╔══
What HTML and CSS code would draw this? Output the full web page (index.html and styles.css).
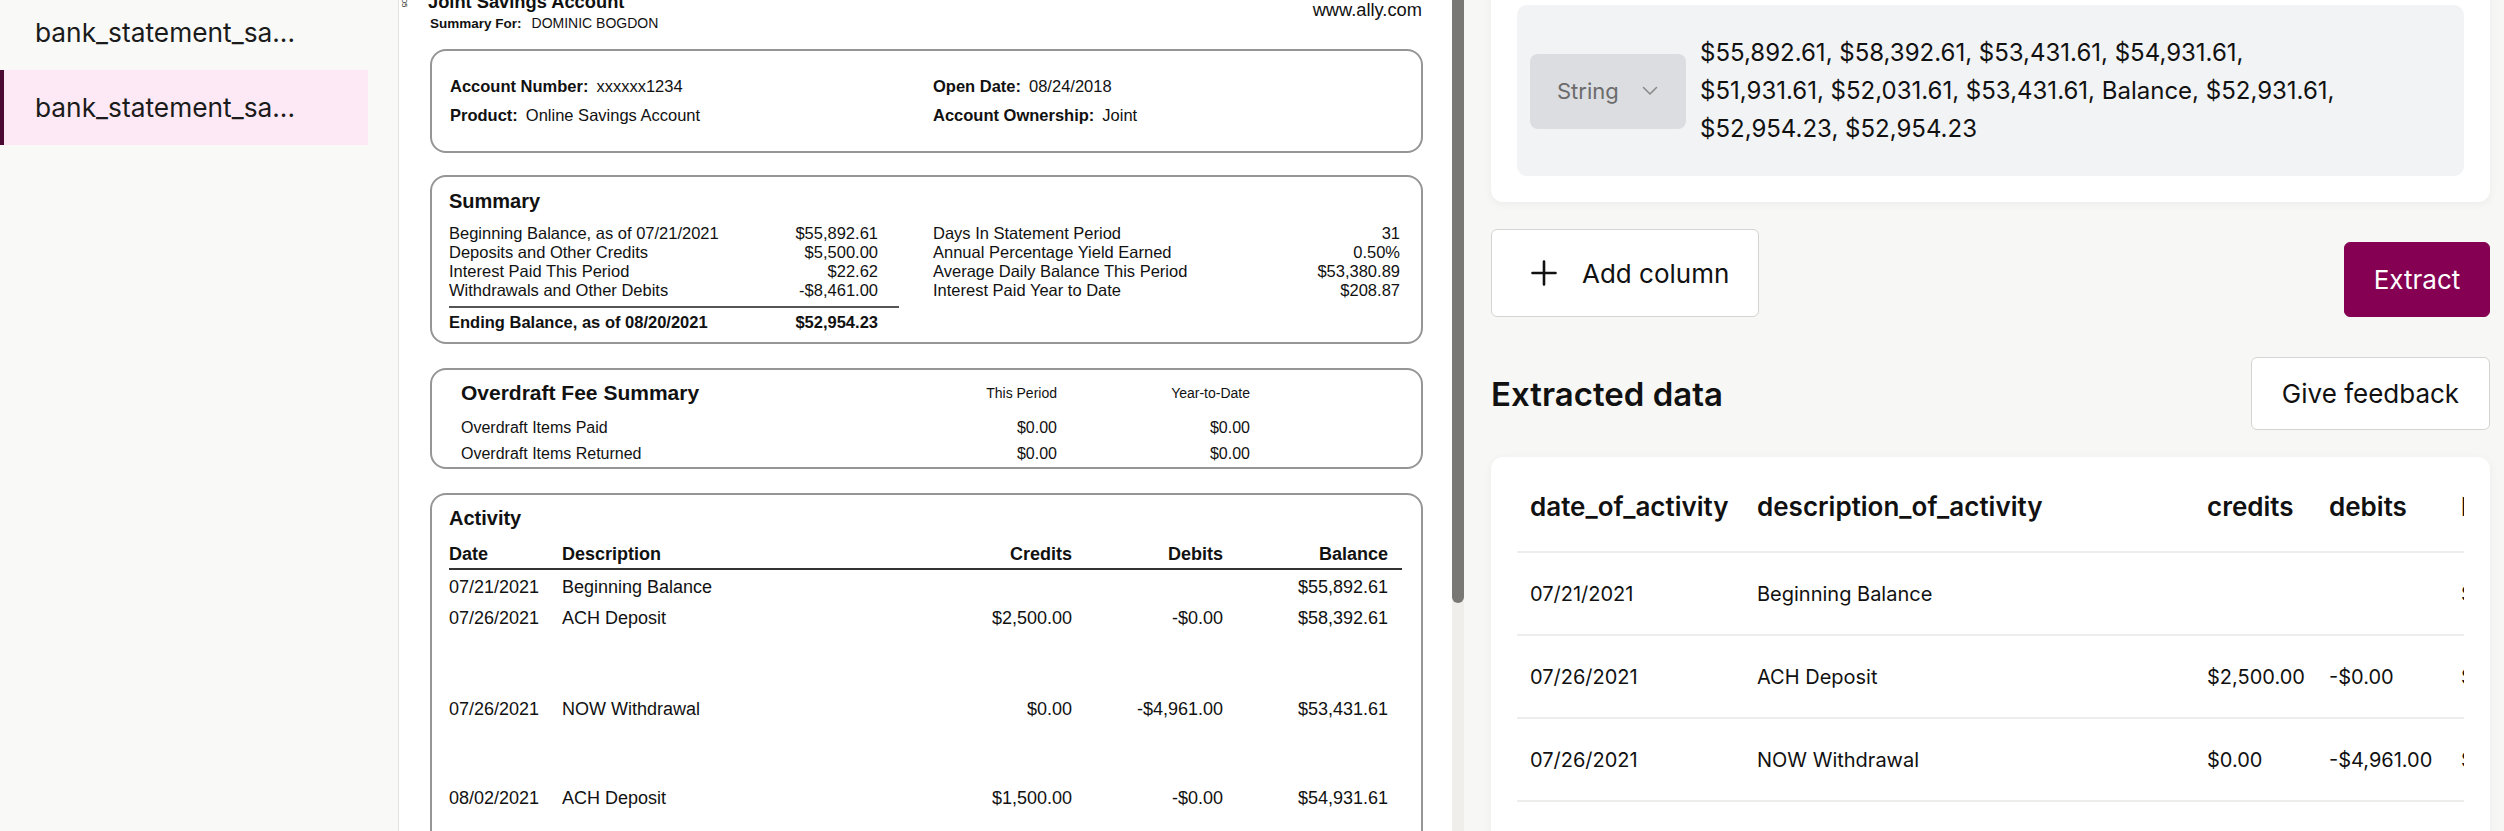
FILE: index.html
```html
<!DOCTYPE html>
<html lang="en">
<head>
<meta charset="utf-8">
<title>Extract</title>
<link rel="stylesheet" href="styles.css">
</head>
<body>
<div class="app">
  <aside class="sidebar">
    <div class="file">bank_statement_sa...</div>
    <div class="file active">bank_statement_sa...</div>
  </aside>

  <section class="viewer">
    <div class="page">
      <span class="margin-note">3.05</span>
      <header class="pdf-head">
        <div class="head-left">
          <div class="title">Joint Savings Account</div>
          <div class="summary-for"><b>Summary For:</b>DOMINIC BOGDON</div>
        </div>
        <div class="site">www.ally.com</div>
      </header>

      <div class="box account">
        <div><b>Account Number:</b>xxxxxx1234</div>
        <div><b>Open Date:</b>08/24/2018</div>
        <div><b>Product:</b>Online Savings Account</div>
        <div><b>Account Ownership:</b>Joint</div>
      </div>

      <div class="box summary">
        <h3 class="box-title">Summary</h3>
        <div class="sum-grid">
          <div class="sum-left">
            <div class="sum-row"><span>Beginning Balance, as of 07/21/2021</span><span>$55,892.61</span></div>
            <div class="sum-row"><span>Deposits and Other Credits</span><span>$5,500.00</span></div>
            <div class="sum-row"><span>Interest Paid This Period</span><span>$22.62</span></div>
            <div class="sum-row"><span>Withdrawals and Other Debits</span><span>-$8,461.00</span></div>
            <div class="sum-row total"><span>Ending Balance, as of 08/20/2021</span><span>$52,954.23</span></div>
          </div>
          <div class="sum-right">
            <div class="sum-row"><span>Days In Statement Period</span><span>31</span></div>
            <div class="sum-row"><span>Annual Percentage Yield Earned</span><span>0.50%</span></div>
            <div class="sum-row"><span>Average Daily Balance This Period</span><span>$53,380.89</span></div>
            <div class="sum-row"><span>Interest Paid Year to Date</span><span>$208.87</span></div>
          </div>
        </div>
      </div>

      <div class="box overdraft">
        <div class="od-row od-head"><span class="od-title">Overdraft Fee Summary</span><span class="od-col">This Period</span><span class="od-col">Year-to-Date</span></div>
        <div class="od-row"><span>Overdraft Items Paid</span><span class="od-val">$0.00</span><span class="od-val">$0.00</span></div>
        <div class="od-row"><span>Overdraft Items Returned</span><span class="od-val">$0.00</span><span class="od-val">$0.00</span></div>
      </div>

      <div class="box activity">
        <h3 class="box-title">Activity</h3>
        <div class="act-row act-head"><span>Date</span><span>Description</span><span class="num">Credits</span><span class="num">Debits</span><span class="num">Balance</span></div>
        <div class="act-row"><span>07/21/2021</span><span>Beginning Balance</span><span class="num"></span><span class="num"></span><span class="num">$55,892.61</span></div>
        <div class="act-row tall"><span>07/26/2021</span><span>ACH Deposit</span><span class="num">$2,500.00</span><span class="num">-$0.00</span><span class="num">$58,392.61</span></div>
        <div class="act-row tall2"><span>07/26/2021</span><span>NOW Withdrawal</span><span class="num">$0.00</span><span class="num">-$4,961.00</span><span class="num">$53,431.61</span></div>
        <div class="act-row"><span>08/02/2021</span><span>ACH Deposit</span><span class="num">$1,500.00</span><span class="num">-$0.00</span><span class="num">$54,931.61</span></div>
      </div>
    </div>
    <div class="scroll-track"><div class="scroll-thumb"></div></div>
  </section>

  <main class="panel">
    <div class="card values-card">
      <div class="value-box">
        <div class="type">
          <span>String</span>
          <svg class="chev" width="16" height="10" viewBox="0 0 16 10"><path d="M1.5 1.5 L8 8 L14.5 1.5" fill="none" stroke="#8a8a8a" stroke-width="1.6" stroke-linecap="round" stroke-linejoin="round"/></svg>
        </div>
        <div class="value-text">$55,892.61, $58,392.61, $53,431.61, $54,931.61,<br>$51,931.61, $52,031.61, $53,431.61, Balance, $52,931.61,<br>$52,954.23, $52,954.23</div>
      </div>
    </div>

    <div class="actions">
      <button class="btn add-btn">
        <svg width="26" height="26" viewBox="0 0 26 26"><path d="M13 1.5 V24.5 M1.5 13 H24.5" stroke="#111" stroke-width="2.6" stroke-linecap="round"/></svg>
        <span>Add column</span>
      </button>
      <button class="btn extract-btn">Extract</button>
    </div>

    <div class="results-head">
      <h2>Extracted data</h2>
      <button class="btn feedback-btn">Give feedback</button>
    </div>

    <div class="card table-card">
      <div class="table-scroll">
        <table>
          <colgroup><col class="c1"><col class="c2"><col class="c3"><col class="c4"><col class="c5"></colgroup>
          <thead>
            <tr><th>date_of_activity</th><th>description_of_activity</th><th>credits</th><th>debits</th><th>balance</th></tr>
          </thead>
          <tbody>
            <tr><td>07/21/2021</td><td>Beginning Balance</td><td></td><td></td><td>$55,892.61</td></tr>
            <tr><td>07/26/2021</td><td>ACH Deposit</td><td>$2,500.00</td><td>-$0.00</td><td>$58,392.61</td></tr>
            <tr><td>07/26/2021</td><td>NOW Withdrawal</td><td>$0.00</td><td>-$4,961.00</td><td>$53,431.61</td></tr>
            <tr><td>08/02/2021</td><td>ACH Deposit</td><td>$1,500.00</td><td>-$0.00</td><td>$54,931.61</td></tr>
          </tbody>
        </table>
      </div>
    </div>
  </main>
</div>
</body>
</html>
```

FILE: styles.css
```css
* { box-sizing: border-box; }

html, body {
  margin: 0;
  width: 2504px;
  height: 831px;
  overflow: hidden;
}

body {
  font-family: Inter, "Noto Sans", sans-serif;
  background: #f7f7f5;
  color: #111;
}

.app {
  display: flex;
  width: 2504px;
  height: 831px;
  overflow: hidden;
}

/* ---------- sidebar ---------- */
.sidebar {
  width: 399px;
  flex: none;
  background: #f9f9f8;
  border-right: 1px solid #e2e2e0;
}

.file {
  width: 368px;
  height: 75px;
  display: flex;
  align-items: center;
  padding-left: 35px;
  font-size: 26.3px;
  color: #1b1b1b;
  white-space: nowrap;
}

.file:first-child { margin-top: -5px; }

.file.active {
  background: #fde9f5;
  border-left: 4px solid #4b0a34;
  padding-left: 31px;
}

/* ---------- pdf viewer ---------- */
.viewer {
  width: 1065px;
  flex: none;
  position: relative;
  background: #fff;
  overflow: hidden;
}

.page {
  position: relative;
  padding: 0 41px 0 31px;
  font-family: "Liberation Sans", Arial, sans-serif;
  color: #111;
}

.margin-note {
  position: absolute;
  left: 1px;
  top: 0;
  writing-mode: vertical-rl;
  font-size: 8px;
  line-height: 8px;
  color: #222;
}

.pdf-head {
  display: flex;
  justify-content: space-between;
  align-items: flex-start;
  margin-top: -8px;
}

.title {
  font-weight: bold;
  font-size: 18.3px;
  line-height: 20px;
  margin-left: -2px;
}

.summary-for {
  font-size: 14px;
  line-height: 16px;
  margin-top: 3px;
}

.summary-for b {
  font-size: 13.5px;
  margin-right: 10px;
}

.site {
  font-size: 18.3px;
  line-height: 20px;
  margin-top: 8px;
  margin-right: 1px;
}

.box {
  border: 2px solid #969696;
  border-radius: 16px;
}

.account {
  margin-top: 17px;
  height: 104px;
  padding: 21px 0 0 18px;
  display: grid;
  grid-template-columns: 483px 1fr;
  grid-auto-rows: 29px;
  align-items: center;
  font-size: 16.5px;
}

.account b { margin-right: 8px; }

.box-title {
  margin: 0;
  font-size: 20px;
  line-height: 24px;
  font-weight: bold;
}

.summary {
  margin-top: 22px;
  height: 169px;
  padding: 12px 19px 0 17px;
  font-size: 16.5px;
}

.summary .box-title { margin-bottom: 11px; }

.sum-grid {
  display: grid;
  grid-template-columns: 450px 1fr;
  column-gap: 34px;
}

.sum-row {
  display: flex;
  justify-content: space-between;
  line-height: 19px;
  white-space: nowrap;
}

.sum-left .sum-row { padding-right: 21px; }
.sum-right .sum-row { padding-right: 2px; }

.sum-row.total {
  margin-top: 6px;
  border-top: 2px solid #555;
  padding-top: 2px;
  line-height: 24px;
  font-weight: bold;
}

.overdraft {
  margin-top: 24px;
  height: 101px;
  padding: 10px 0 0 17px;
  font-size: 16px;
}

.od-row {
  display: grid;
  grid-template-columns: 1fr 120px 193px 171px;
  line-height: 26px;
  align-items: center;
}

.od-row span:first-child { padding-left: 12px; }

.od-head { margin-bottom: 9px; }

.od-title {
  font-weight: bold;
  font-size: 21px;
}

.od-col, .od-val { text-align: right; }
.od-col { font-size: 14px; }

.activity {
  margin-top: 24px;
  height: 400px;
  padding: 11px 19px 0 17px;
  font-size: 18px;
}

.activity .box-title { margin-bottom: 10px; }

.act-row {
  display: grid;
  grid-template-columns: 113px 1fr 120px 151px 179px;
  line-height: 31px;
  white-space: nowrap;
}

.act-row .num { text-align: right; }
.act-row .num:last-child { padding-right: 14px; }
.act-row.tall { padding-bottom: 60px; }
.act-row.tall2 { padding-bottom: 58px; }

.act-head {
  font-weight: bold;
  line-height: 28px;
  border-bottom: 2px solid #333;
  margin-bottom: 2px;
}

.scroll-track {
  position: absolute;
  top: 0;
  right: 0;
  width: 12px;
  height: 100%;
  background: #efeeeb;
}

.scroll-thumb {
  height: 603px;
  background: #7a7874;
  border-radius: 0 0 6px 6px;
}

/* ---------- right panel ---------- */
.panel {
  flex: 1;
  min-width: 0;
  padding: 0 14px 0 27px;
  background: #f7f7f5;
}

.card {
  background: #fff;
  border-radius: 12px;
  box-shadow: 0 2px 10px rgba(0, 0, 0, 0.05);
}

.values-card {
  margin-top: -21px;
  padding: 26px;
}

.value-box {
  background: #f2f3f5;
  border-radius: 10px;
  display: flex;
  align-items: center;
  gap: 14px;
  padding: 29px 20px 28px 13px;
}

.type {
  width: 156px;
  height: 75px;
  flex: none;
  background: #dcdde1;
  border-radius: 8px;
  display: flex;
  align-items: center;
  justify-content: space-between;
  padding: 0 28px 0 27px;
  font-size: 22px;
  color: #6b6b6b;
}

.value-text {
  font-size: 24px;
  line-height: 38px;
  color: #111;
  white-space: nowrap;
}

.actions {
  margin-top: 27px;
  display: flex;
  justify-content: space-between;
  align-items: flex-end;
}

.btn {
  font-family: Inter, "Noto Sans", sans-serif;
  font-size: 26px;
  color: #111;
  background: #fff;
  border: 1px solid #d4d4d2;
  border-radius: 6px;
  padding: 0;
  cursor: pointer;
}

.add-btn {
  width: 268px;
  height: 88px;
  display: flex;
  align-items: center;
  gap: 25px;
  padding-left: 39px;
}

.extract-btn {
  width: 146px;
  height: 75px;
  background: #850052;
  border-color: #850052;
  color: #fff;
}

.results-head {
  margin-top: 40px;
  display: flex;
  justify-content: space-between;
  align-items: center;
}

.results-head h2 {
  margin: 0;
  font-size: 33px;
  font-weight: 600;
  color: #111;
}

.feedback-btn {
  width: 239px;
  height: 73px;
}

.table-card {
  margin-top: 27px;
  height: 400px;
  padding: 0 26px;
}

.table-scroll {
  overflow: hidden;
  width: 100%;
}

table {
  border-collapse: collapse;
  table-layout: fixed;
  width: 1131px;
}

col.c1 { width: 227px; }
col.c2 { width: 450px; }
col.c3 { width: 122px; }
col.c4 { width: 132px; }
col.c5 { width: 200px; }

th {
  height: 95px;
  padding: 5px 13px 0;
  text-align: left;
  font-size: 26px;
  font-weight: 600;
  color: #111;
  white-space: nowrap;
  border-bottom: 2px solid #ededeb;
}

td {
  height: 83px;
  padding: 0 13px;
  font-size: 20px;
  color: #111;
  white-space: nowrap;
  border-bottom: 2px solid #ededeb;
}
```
╚══
> [WHAT THE TASK ASKS]: Copy all the lines above that hold the string "index".

> [OUTPUT FOR THIS TASK]:
What HTML and CSS code would draw this? Output the full web page (index.html and styles.css).
FILE: index.html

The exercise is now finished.